1989 single by John Mellencamp

"Pop Singer" is a song by American singer-songwriter John Mellencamp (then under the stage name John Cougar Mellencamp), released in April 1989 from Mellencamp's tenth studio album, Big Daddy (1989). Mellencamp wrote the song himself, in response to how the music industry was attempting to hide his "real" image, which included adopting one of his previous stage names, Johnny Cougar. The single was moderately successful worldwide, reaching number one in Canada and New Zealand, number eight in Australia, and number 15 on the US Billboard Hot 100.

==Background==
In a 1987 interview with Creem, Mellencamp said, "The most crucial thing for me is that I want it to be real." Referring to his false image in his early years as a musician, Mellencamp was upset with the choices his manager made, including performing under the stage name "Johnny Cougar". Mellencamp wanted to focus solely on his music and not his image, so he began to exert more control over his musical career. As a result, he avoided common practices that musicians undertake, including meet-and-greets and radio station concerts. Many fans appreciated this change of style, particularly the devotion he had to his work.
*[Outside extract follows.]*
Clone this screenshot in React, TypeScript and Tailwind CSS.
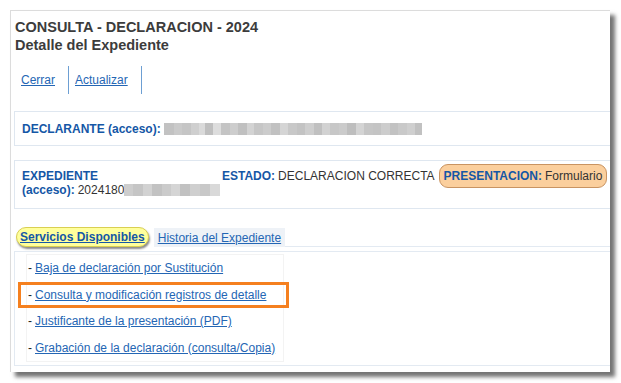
import React from 'react';

const blurA = [
  'bg-[#c2c2c2] w-[10px]', 'bg-[#cacaca] w-[8px]', 'bg-[#c5c5c5] w-[9px]', 'bg-[#cfcfcf] w-[8px]', 'bg-[#dadada] w-[6px]',
  'bg-[#bfbfbf] w-[8px]', 'bg-[#dddddd] w-[8px]', 'bg-[#c4c4c4] w-[9px]', 'bg-[#cdcdcd] w-[8px]', 'bg-[#c0c0c0] w-[9px]',
  'bg-[#d3d3d3] w-[7px]', 'bg-[#c6c6c6] w-[9px]', 'bg-[#cccccc] w-[8px]', 'bg-[#c1c1c1] w-[9px]', 'bg-[#d5d5d5] w-[8px]',
  'bg-[#c8c8c8] w-[9px]', 'bg-[#c3c3c3] w-[8px]', 'bg-[#cecece] w-[9px]', 'bg-[#c0c0c0] w-[8px]', 'bg-[#d2d2d2] w-[8px]',
  'bg-[#c7c7c7] w-[9px]', 'bg-[#cbcbcb] w-[8px]', 'bg-[#bebebe] w-[9px]', 'bg-[#d4d4d4] w-[8px]', 'bg-[#c6c6c6] w-[9px]',
  'bg-[#c4c4c4] w-[8px]', 'bg-[#cdcdcd] w-[9px]', 'bg-[#c2c2c2] w-[8px]', 'bg-[#c9c9c9] w-[9px]', 'bg-[#cfcfcf] w-[8px]',
  'bg-[#c1c1c1] w-[7px]',
];

const blurB = [
  'bg-[#cdcdcd] w-[9px]', 'bg-[#c5c5c5] w-[10px]', 'bg-[#d2d2d2] w-[9px]', 'bg-[#c2c2c2] w-[10px]', 'bg-[#cbcbcb] w-[9px]',
  'bg-[#d5d5d5] w-[9px]', 'bg-[#c1c1c1] w-[10px]', 'bg-[#cfcfcf] w-[10px]', 'bg-[#c8c8c8] w-[10px]', 'bg-[#d9d9d9] w-[10px]',
];

function Blur(props: { blocks: string[]; className?: string }) {
  return (
    <span className={'flex shrink-0 bg-[#c8c8c8] ' + (props.className ?? '')}>
      {props.blocks.map((c, i) => (
        <span key={i} className={'block h-full shrink-0 ' + c} />
      ))}
    </span>
  );
}

const servicios = [
  'Baja de declaración por Sustitución',
  'Consulta y modificación registros de detalle',
  'Justificante de la presentación (PDF)',
  'Grabación de la declaración (consulta/Copia)',
];

export default function App() {
  return (
    <div className="w-[621px] h-[383px] bg-white font-['Liberation_Sans',Arial,sans-serif] text-[12px] text-[#333]">
      <div className="ml-[10px] mt-[10px] w-[600px] h-[362px] overflow-hidden bg-white border-l border-t border-[#dcdcdc] shadow-[5px_5px_4px_rgba(0,0,0,0.55)]">
        {/* cabecera */}
        <div className="pt-[7px] pl-[4px] text-[14.5px] leading-[18px] font-bold text-[#3c3c3c]">
          <div>CONSULTA - DECLARACION - 2024</div>
          <div>Detalle del Expediente</div>
        </div>

        <div className="flex mt-[12px] pl-[10px] h-[28px] items-center">
          <a className="h-full flex items-center pr-[13px] border-r border-[#6d9fd3] text-[#2466b4] underline">Cerrar</a>
          <a className="h-full flex items-center pl-[6px] pr-[13px] border-r border-[#6d9fd3] text-[#2466b4] underline">Actualizar</a>
        </div>

        {/* declarante */}
        <div className="mt-[17px] ml-[3px] w-[620px] h-[35px] border border-[#dfe7f0] flex items-center pl-[7px]">
          <span className="font-bold text-[#1557a6]">DECLARANTE (acceso):</span>
          <Blur blocks={blurA} className="ml-[3px] h-[12px]" />
        </div>

        {/* expediente */}
        <div className="mt-[14px] ml-[3px] w-[620px] h-[49px] border border-[#dfe7f0] flex pl-[7px] pt-[8px] leading-[14px]">
          <div className="w-[200px]">
            <div className="font-bold text-[#1557a6]">EXPEDIENTE</div>
            <div className="flex items-center">
              <span className="font-bold text-[#1557a6]">(acceso):</span>
              <span className="ml-[3px]">2024180</span>
              <Blur blocks={blurB} className="h-[12px]" />
            </div>
          </div>
          <div className="flex items-start">
            <span className="font-bold text-[#1557a6]">ESTADO:</span>
            <span className="ml-[3px]">DECLARACION CORRECTA</span>
            <span className="ml-[4px] -mt-[5px] h-[24px] px-[4px] flex items-center rounded-[9px] bg-[#fbcf9d] border border-[#c99462] whitespace-nowrap">
              <span className="font-bold text-[#1557a6]">PRESENTACION:</span>
              <span className="ml-[3px]">Formulario</span>
            </span>
          </div>
        </div>

        {/* pestañas */}
        <div className="mt-[18px] flex items-end pl-[5px]">
          <div className="h-[20px] px-[3px] flex items-center rounded-full bg-[#ffff9c] border border-[#d9cf52] shadow-[1px_2px_2px_rgba(0,0,0,0.45)] font-bold text-[#1557a6] underline">
            Servicios Disponibles
          </div>
          <div className="ml-[5px] h-[19px] px-[4px] flex items-center bg-[#eef2f7] text-[#2466b4] underline">
            Historia del Expediente
          </div>
          <div className="flex-1 border-b border-[#e3eaf2]" />
        </div>

        {/* servicios */}
        <div className="mt-[4px] ml-[3px] w-[620px] h-[115px] border border-[#e3eaf2] pt-[2px] pl-[11px]">
          <div className="w-[258px] border border-[#f3f3f3]">
            {servicios.map((s, i) => (
              <div key={s} className="relative h-[26.5px] flex items-center pl-[1px]">
                <span className="text-[#222]">-</span>
                <a className="ml-[3px] text-[#2466b4] underline">{s}</a>
                {i === 1 && (
                  <span className="absolute left-[-9px] right-[-6px] top-[0px] h-[26px] border-[3px] border-[#f5801f]" />
                )}
              </div>
            ))}
          </div>
        </div>
      </div>
    </div>
  );
}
Mellencamp wrote "Pop Singer" in the midst of a divorce with Victoria Granucci, at which point he began to analyze what he had become as a musician, referring to his image as a "monster" in an interview with Rolling Stone magazine. He also claimed, "Things were changing. Everybody was having to kiss everybody's ass. If you want to be on MTV, then come here and do this. All these backroom deals were getting made. I was like, 'I don't want any part of this.'"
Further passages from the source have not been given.